= ITEMS =
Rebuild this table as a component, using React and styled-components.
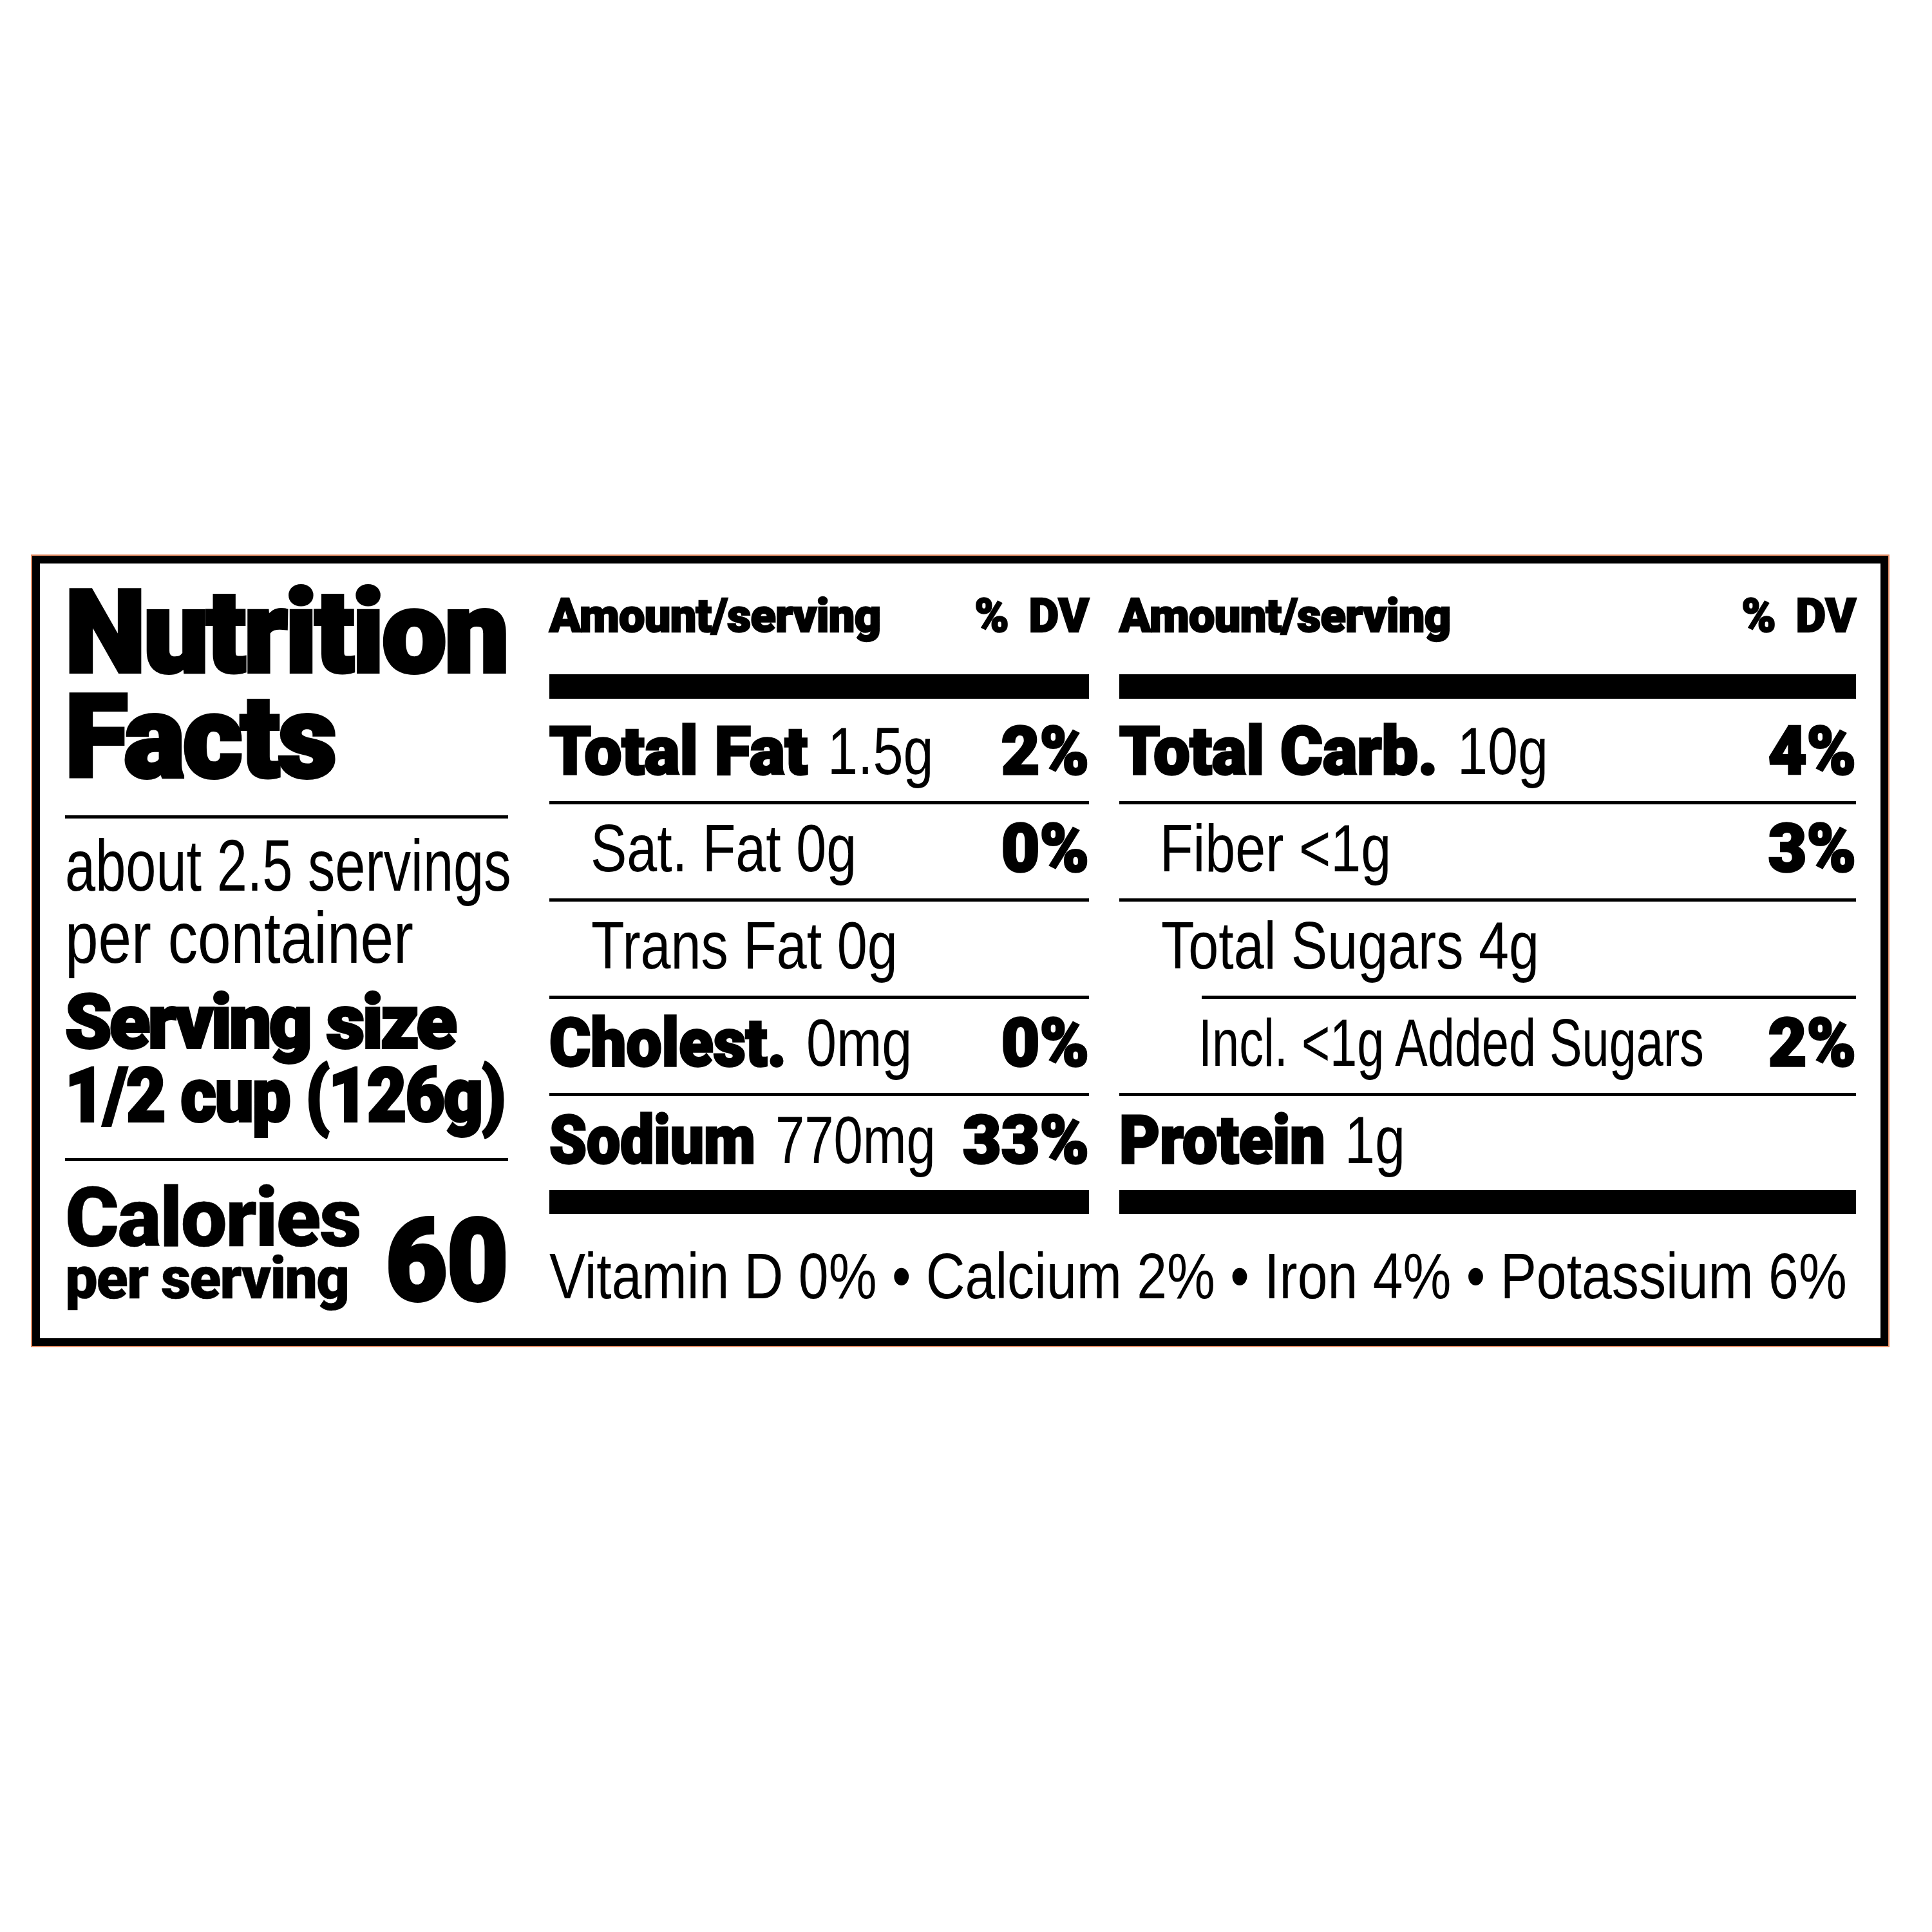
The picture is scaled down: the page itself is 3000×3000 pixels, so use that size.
import React from "react";
import styled, { createGlobalStyle, css } from "styled-components";

const BOLD = `"Roboto", "Liberation Sans", Arial, sans-serif`;
const REG = `"Liberation Sans", Arial, sans-serif`;

const heavy = css`
  font-family: ${BOLD};
  font-weight: 900;
  -webkit-text-stroke: 0.034em #000;
`;

const Global = createGlobalStyle`
  html, body { margin: 0; padding: 0; background: #fff; }
  body { font-family: ${REG}; color: #000; }
`;

const Page = styled.div`
  width: 3000px;
  min-height: 3000px;
  box-sizing: border-box;
  padding: 863px 0 0 50px;
`;

const Label = styled.section`
  box-sizing: border-box;
  width: 2882px;
  border: 12px solid #000;
  box-shadow: 0 0 0 2px #e38c64;
  padding: 24px 38px 0 39px;
  display: flex;
  gap: 64px;
  background: #fff;
`;

const LeftCol = styled.div`
  width: 688px;
  flex: none;
  display: flex;
  flex-direction: column;
`;

const Line = styled.span`
  display: block;
  letter-spacing: ${(p) => p.$ls || 0}px;
  transform: scaleX(${(p) => p.$sx || 1});
  transform-origin: left center;
`;

const Title = styled.h1`
  margin: 2px 0 0;
  ${heavy};
  font-size: 178px;
  line-height: 163px;
  white-space: nowrap;
`;

const Rule = styled.div`
  height: ${(p) => p.$h || 5}px;
  background: #000;
  margin-top: ${(p) => p.$top || 0}px;
  margin-left: ${(p) => p.$indent || 0}px;
  margin-bottom: ${(p) => p.$bottom || 0}px;
  flex: none;
`;

const Servings = styled.p`
  margin: 17px 0 0;
  font: 400 113px/112px ${REG};
  white-space: nowrap;
`;

const ServingSize = styled.p`
  margin: 18px 0 0;
  ${heavy};
  font-size: 116px;
  line-height: 114px;
  white-space: nowrap;
`;

const CaloriesRow = styled.div`
  display: flex;
  justify-content: space-between;
  align-items: flex-start;
`;

const CalStack = styled.div`
  display: flex;
  flex-direction: column;
  margin-top: 28px;
  ${heavy};
  white-space: nowrap;
`;

const CalWord = styled.span`
  font-size: 128px;
  line-height: 120px;
  letter-spacing: -2.5px;
`;

const PerServing = styled.span`
  font-size: 90px;
  line-height: 70px;
  letter-spacing: -1.8px;
`;

const CalNumber = styled.span`
  margin-top: 80px;
  ${heavy};
  font-size: 176px;
  line-height: 150px;
  transform: scaleX(0.93);
  transform-origin: right center;
`;

const RightArea = styled.div`
  width: 2029px;
  flex: none;
  display: flex;
  flex-direction: column;
`;

const Columns = styled.div`
  display: grid;
  grid-template-columns: 838px 1144px;
  column-gap: 47px;
`;

const Column = styled.div`
  display: flex;
  flex-direction: column;
`;

const Header = styled.div`
  display: flex;
  justify-content: space-between;
  align-items: baseline;
  ${heavy};
  font-size: 72px;
  line-height: 116px;
  white-space: nowrap;
`;

const HeaderAmount = styled.span`
  letter-spacing: -0.7px;
`;

const HeaderDV = styled.span`
  word-spacing: 0.18em;
`;

const Row = styled.div`
  display: flex;
  align-items: baseline;
  justify-content: space-between;
  padding: 0 0 9px ${(p) => p.$indent || 0}px;
  ${heavy};
  font-size: 103px;
  line-height: 137px;
  white-space: nowrap;
`;

const RowLabel = styled.span`
  flex: 1 1 0;
  min-width: 0;
`;

const Name = styled.span`
  display: inline-block;
  transform: scaleX(${(p) => p.$sx || 1});
  transform-origin: left center;
  margin-right: ${(p) => p.$mr || 0}px;
`;

const Cond = styled.span`
  display: inline-block;
  font-family: ${REG};
  font-weight: 400;
  -webkit-text-stroke-width: 0;
  transform: scaleX(${(p) => p.$sx || 0.82});
  transform-origin: left center;
  margin-left: ${(p) => p.$gap || 0};
`;

const Pct = styled.span`
  flex: none;
`;

const Vitamins = styled.p`
  margin: 0;
  font: 400 100.6px/193px ${REG};
  white-space: nowrap;
  transform: scaleX(0.837);
  transform-origin: left center;
`;

const midRows = [
  { name: "Total Fat", amt: "1.5g", pct: "2%" },
  { text: "Sat. Fat 0g", pct: "0%", indent: 64 },
  { text: "Trans Fat 0g", indent: 65 },
  { name: "Cholest.", sx: 0.95, mr: -19, amt: "0mg", pct: "0%" },
  { name: "Sodium", sx: 0.9, mr: -35, amt: "770mg", asx: 0.79, pct: "33%" },
];

const rightRows = [
  { name: "Total Carb.", sx: 0.975, mr: -13, amt: "10g", pct: "4%" },
  { text: "Fiber <1g", pct: "3%", indent: 63 },
  { text: "Total Sugars 4g", indent: 65, ruleIndent: 128 },
  { text: "Incl. <1g Added Sugars", sx: 0.735, pct: "2%", indent: 123 },
  { name: "Protein", sx: 0.94, mr: -21, amt: "1g" },
];

function NutrientColumn({ rows }) {
  return (
    <Column>
      <Header>
        <HeaderAmount>Amount/serving</HeaderAmount>
        <HeaderDV>% DV</HeaderDV>
      </Header>
      <Rule $h={38} $top={32} $bottom={13} />
      {rows.map((r, i) => (
        <React.Fragment key={i}>
          <Row $indent={r.indent}>
            <RowLabel>
              {r.name ? (
                <>
                  <Name $sx={r.sx} $mr={r.mr}>
                    {r.name}
                  </Name>
                  <Cond $gap="0.3em" $sx={r.asx}>
                    {r.amt}
                  </Cond>
                </>
              ) : (
                <Cond $sx={r.sx}>{r.text}</Cond>
              )}
            </RowLabel>
            {r.pct && <Pct>{r.pct}</Pct>}
          </Row>
          {i < rows.length - 1 && <Rule $h={5} $indent={r.ruleIndent} />}
        </React.Fragment>
      ))}
      <Rule $h={37} />
    </Column>
  );
}

export default function App() {
  return (
    <Page>
      <Global />
      <Label>
        <LeftCol>
          <Title>
            <Line $ls={-3}>Nutrition</Line>
            <Line $ls={-3}>Facts</Line>
          </Title>
          <Rule $h={5} $top={39} />
          <Servings>
            <Line $sx={0.75}>about 2.5 servings</Line>
            <Line $sx={0.82}>per container</Line>
          </Servings>
          <ServingSize>
            <Line $ls={-3.5}>Serving size</Line>
            <Line $ls={-2} $sx={0.915}>
              1/2 cup (126g)
            </Line>
          </ServingSize>
          <Rule $h={5} $top={40} />
          <CaloriesRow>
            <CalStack>
              <CalWord>Calories</CalWord>
              <PerServing>per serving</PerServing>
            </CalStack>
            <CalNumber>60</CalNumber>
          </CaloriesRow>
        </LeftCol>
        <RightArea>
          <Columns>
            <NutrientColumn rows={midRows} />
            <NutrientColumn rows={rightRows} />
          </Columns>
          <Vitamins>
            Vitamin D 0% • Calcium 2% • Iron 4% • Potassium 6%
          </Vitamins>
        </RightArea>
      </Label>
    </Page>
  );
}
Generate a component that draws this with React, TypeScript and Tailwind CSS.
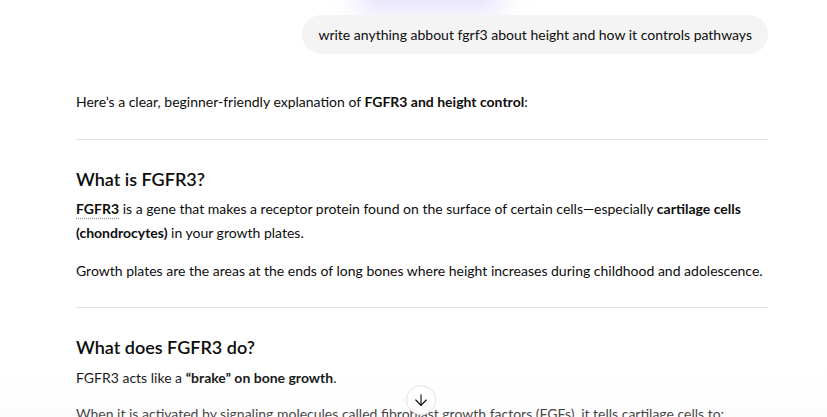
import { ArrowDown } from "lucide-react";

const Divider = () => <div className="h-px w-full bg-[#e3e3e3]" />;

export default function App() {
  return (
    <div className="relative h-[417px] w-full overflow-hidden bg-white font-['Lato',sans-serif] text-[14px] leading-6 text-[#0d0d0d]">
      {/* soft glow behind the top of the thread */}
      <div className="pointer-events-none absolute left-[355px] top-[-24px] h-[38px] w-[150px] rounded-full bg-[#e4e2fb] blur-[14px]" />

      <div className="relative ml-[76px] flex w-[692px] flex-col">
        <div className="mt-[15px] flex justify-end">
          <div className="flex h-[39px] items-center rounded-full bg-[#f4f4f4] px-[16px]">
            write anything abbout fgrf3 about height and how it controls pathways
          </div>
        </div>

        <p className="mt-[36px]">
          Here’s a clear, beginner-friendly explanation of <b>FGFR3 and height control</b>:
        </p>

        <div className="mt-[25px]">
          <Divider />
        </div>

        <h3 className="mt-[25px] text-[18px] font-semibold leading-7">What is FGFR3?</h3>
        <p className="mt-[4px]">
          <b className="underline decoration-[#9a9a9a] decoration-dotted underline-offset-[4px]">FGFR3</b> is a gene
          that makes a receptor protein found on the surface of certain cells—especially{" "}
          <b>cartilage cells (chondrocytes)</b> in your growth plates.
        </p>
        <p className="mt-[14px]">
          Growth plates are the areas at the ends of long bones where height increases during childhood and adolescence.
        </p>

        <div className="mt-[24px]">
          <Divider />
        </div>

        <h3 className="mt-[25px] text-[18px] font-semibold leading-7">What does FGFR3 do?</h3>
        <p className="mt-[5px]">
          FGFR3 acts like a <b>“brake” on bone growth</b>.
        </p>
        <p className="mt-[12px]">
          When it is activated by signaling molecules called fibroblast growth factors (FGFs), it tells cartilage cells to:
        </p>
      </div>

      {/* faint shade at the bottom of the scroll area */}
      <div className="pointer-events-none absolute inset-x-0 bottom-0 h-[50px] bg-gradient-to-b from-white/0 to-[#f5f5f5]/25" />

      <button className="absolute left-[406px] top-[385px] flex h-[30px] w-[30px] items-center justify-center rounded-full border border-[#e3e3e3] bg-white text-[#0d0d0d]">
        <ArrowDown size={18} strokeWidth={1.5} />
      </button>
    </div>
  );
}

= CHALLENGE =
Copy all lines from the entries that contain the word "components".

= EXERCISE RESPONSE =
Rebuild this table as a component, using React and styled-components.
import styled, { createGlobalStyle, css } from "styled-components";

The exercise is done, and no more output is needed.